In Step 1, for instance, our ability to accept our powerlessness over alcohol is a function our having surrendered that power, or more accurately, the illusion of such power, for if we are alcoholic, we actually never had it. Put differently, our acceptance of defeat depends on how badly we have been defeated. If we have been thoroughly whipped, driven to our knees, and forced to throw in the towel, the chances we will accept our powerlessness is bound to be that much greater. If we haven’t—if we haven’t hit a low enough bottom—our chances of accepting our defeat are just not as good. We may still harbor the idea of making a comeback, of finding a way to drink safely. As the second woman's comment above intimates, there's a piece of the self still left intact.
We can see this relationship between the two principles in Step 3 of the 12&12, where, having surrendered our will and our lives over to the care of God, we have laid the necessary spiritual foundation for our practice of acceptance through the Serenity Prayer, which concludes the Step.

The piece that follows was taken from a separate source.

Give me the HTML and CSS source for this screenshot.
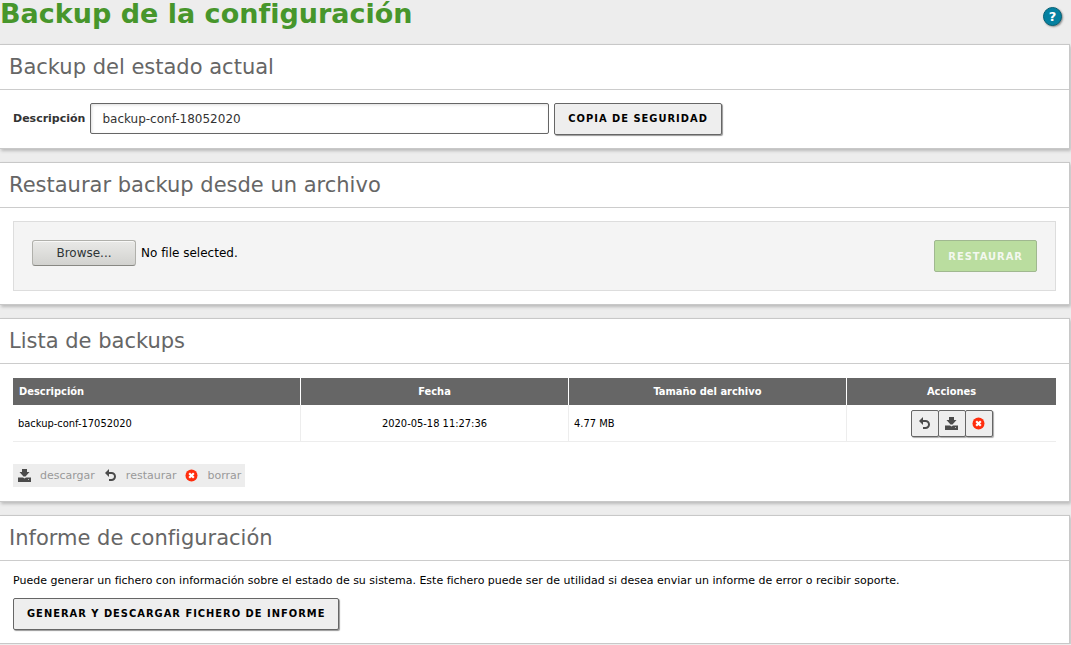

A comparison of how acceptance is practiced through the Steps as detailed above and in the post on surrender will reveal other differences between the two concepts.
The final point we’ll make here is fundamental to understanding those differences. Surrender and acceptance are two entirely different kinds of principles. Surrender is a discipline, a series of acts of commission or omission whereby we give up things, let go of them, turn them over to God. Acceptance is a virtue, a character trait or interior disposition we develop through certain acts of commission or omission, some of which may involve surrender. That is, the discipline is one way of practicing the virtue. Thus, practicing acceptance involves, among other things, surrendering the defects of character and of emotion which get in the way of such acceptance.
This applies to all the virtues, however. To practice and acquire a particular virtue (say honesty) involves surrendering the defect (dishonesty in its various forms) which is opposed to that virtue. If we stop lying and start telling the truth, for instance, we will be taking the kind of action which will gradually make honest people out of us.